BEGIN Data

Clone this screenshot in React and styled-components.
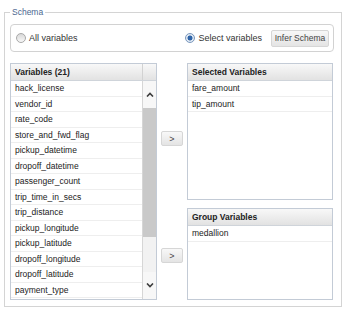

END Data
BEGIN Data

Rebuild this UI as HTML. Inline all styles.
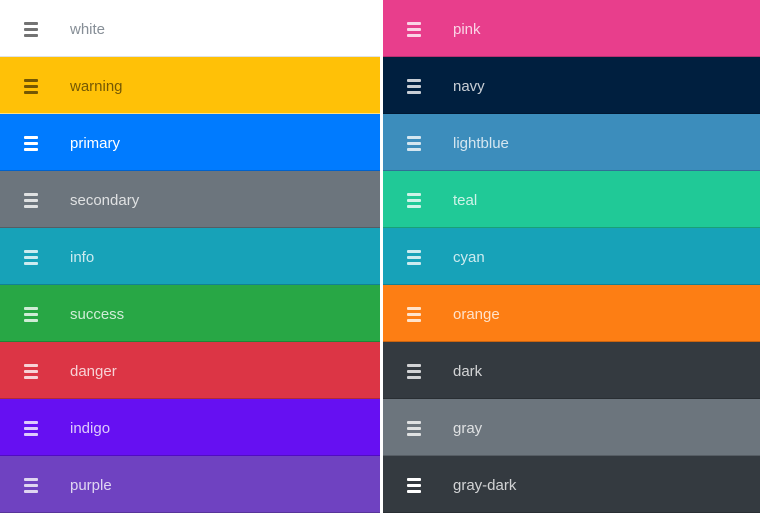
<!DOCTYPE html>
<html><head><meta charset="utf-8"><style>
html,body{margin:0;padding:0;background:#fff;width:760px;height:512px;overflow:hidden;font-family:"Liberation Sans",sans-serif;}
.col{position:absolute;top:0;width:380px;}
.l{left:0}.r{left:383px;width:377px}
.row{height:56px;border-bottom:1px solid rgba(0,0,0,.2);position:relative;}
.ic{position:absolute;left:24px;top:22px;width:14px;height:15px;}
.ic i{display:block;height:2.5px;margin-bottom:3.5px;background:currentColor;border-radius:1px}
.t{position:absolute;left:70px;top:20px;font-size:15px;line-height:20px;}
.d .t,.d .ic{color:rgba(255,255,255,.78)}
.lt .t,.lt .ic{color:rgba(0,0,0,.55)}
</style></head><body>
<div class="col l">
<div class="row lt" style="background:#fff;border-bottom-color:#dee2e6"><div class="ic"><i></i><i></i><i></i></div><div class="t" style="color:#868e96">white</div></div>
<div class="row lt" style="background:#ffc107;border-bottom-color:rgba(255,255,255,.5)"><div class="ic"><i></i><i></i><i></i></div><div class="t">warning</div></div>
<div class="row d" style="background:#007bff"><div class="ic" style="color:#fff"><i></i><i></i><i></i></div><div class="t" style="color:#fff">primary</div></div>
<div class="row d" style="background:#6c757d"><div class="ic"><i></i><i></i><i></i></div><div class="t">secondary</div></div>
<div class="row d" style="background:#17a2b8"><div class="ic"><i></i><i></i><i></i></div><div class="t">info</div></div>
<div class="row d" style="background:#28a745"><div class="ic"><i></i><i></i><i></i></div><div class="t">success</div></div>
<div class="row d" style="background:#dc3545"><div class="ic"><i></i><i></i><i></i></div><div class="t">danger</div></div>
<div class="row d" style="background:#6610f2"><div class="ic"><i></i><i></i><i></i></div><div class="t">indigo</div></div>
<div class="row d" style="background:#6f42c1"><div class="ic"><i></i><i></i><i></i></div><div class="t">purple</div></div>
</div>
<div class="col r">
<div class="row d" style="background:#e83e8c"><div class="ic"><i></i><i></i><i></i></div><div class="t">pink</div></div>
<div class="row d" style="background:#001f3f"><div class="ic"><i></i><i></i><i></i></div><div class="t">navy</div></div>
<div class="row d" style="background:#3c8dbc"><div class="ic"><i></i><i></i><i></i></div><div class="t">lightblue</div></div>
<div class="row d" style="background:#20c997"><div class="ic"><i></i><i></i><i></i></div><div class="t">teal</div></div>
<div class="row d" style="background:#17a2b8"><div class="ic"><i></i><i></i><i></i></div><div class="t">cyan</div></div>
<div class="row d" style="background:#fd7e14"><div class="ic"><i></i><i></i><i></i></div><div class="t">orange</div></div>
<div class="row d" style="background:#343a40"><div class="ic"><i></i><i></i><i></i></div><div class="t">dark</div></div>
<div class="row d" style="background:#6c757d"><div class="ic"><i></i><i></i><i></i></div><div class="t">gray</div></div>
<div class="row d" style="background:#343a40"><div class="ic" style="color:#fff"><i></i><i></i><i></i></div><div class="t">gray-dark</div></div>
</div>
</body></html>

END Data

Stated goal: Return solely the number of lines in the data that include the word "this".

Reply: 2